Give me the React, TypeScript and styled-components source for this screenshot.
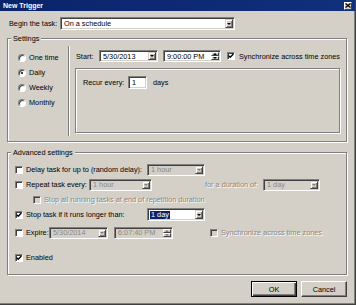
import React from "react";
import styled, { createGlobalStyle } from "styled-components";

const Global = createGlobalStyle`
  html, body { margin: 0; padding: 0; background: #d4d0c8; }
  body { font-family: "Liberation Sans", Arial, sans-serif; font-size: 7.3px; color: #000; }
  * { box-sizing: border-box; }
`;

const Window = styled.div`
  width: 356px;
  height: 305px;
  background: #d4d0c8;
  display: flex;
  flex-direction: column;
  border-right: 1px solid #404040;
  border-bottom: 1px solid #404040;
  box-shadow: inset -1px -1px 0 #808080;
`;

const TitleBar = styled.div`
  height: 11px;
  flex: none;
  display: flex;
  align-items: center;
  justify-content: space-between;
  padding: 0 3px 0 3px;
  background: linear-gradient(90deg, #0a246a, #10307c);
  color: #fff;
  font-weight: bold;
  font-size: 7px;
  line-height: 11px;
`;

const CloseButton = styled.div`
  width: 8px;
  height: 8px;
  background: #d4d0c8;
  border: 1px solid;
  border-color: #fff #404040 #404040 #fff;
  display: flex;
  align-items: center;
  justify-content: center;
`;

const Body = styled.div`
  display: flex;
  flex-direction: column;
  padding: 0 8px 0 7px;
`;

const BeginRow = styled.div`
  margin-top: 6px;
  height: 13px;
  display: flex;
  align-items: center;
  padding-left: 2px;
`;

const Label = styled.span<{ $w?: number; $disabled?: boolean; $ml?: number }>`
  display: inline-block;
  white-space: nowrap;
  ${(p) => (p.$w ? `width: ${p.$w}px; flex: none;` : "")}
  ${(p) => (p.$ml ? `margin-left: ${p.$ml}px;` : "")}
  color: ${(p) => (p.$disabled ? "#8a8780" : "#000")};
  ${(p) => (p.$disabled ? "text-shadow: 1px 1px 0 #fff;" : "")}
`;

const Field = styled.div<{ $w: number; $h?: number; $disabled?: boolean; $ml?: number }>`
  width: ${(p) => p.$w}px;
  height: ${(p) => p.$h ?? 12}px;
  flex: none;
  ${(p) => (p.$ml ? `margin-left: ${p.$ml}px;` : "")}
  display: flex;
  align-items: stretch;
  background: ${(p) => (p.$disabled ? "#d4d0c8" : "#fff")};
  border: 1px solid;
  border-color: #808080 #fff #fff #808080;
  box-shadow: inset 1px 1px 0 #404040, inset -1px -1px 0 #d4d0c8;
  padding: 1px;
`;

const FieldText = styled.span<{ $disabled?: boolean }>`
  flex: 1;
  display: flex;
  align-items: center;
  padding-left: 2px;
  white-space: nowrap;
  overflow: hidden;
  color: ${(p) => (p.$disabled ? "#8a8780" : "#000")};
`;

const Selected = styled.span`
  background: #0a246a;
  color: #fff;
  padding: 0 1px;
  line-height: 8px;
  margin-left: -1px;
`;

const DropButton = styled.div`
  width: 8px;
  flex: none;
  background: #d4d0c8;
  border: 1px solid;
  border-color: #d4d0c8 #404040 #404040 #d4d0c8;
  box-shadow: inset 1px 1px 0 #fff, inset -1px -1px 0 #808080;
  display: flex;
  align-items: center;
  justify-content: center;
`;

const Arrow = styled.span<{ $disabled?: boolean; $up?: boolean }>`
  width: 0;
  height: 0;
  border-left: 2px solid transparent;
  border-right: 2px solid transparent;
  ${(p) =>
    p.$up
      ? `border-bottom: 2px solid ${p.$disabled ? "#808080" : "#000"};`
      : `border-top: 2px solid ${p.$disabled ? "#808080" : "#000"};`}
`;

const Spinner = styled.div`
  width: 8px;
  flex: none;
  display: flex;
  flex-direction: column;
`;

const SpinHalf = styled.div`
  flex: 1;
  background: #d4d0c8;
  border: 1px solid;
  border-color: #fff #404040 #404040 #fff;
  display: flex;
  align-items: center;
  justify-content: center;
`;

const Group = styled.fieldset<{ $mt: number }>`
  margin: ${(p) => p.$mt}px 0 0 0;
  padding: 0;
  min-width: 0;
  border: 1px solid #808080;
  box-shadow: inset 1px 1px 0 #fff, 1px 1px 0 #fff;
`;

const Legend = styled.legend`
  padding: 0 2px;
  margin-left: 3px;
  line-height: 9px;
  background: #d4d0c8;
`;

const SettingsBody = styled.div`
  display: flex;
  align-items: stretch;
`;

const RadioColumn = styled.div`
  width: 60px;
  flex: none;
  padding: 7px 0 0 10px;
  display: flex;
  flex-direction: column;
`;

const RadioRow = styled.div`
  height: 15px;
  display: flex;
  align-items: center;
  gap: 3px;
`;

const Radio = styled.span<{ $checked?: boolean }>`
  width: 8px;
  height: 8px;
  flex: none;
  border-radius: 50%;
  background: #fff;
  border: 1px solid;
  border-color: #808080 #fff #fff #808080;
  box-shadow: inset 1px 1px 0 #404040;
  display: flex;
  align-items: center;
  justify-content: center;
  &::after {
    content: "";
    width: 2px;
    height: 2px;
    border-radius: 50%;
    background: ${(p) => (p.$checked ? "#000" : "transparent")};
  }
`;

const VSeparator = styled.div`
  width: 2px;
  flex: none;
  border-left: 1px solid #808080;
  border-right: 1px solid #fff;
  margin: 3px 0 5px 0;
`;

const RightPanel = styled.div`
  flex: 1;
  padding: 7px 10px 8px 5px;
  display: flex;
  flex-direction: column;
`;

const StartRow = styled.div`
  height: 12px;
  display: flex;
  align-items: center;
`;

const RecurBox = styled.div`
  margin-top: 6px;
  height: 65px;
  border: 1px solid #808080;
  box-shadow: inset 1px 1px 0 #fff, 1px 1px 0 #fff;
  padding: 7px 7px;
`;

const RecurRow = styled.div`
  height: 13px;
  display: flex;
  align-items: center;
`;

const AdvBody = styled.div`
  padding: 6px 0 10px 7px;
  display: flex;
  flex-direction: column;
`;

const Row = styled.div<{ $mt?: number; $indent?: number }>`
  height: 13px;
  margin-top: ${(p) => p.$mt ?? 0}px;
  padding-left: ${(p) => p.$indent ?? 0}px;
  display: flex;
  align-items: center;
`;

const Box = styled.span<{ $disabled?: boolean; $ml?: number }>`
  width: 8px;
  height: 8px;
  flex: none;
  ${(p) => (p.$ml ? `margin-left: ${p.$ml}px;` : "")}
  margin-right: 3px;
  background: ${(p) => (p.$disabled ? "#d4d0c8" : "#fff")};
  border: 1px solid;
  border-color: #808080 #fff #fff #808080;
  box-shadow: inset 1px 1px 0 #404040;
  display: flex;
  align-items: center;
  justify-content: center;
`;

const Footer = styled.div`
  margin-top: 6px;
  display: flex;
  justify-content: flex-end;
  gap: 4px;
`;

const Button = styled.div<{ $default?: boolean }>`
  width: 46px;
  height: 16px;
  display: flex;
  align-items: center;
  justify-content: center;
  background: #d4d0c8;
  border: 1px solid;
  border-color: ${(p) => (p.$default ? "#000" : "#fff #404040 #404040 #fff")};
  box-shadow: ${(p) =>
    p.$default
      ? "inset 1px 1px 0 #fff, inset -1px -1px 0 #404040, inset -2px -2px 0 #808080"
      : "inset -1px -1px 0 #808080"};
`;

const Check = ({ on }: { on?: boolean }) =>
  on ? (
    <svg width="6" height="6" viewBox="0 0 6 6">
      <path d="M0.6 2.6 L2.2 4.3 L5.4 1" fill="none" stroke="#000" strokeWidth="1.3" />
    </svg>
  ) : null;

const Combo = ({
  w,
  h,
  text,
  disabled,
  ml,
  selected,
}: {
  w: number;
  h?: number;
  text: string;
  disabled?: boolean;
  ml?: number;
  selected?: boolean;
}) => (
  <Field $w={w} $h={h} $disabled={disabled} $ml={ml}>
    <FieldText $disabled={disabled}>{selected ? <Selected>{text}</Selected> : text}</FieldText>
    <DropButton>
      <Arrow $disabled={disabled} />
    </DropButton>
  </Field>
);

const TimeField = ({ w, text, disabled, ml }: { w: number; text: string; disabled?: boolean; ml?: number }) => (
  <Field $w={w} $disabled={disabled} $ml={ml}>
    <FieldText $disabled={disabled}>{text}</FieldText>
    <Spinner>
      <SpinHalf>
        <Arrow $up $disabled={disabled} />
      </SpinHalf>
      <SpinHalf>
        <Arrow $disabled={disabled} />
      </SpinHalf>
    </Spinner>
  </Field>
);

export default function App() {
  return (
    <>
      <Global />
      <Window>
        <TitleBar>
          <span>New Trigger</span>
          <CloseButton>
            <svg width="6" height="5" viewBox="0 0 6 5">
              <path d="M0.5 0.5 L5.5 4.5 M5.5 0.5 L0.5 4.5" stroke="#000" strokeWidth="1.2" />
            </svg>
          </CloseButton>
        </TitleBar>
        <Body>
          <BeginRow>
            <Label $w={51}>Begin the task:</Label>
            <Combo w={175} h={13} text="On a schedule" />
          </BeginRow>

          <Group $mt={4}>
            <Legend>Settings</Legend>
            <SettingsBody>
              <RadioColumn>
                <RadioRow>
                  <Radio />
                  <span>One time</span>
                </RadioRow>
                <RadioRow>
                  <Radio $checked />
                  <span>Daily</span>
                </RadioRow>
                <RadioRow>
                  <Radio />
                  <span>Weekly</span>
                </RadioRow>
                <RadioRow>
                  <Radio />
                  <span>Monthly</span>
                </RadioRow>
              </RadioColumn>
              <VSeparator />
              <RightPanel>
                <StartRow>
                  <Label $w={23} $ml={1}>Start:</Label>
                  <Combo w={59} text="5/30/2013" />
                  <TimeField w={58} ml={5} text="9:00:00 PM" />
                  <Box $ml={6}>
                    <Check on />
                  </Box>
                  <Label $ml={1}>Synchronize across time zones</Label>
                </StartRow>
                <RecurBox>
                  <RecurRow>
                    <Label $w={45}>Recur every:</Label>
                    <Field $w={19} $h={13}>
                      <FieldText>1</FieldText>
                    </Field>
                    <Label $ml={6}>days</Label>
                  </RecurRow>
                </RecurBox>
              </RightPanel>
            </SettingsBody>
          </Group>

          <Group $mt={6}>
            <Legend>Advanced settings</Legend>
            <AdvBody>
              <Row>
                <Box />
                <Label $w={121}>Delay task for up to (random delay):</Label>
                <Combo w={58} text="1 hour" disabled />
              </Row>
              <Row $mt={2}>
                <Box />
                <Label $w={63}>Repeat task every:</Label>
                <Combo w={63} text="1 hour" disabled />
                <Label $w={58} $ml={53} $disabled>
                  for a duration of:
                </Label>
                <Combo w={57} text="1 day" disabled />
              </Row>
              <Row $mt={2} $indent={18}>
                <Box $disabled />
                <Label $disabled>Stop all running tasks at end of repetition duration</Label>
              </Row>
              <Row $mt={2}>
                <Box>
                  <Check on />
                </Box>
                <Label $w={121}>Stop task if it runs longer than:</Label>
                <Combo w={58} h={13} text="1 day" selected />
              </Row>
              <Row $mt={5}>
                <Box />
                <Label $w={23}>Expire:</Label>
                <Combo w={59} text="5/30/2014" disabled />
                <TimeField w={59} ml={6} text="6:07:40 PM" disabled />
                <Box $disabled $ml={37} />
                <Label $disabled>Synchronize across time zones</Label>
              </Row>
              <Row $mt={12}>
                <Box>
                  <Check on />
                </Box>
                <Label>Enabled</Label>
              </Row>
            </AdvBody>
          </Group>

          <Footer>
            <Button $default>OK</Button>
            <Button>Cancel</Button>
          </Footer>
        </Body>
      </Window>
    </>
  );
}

- **WRITTEN TASK**
Out of the material above, gather each line where "components" appears.

- **PROBLEM SOLUTION**
Give me the React, TypeScript and styled-components source for this screenshot.
import styled, { createGlobalStyle } from "styled-components";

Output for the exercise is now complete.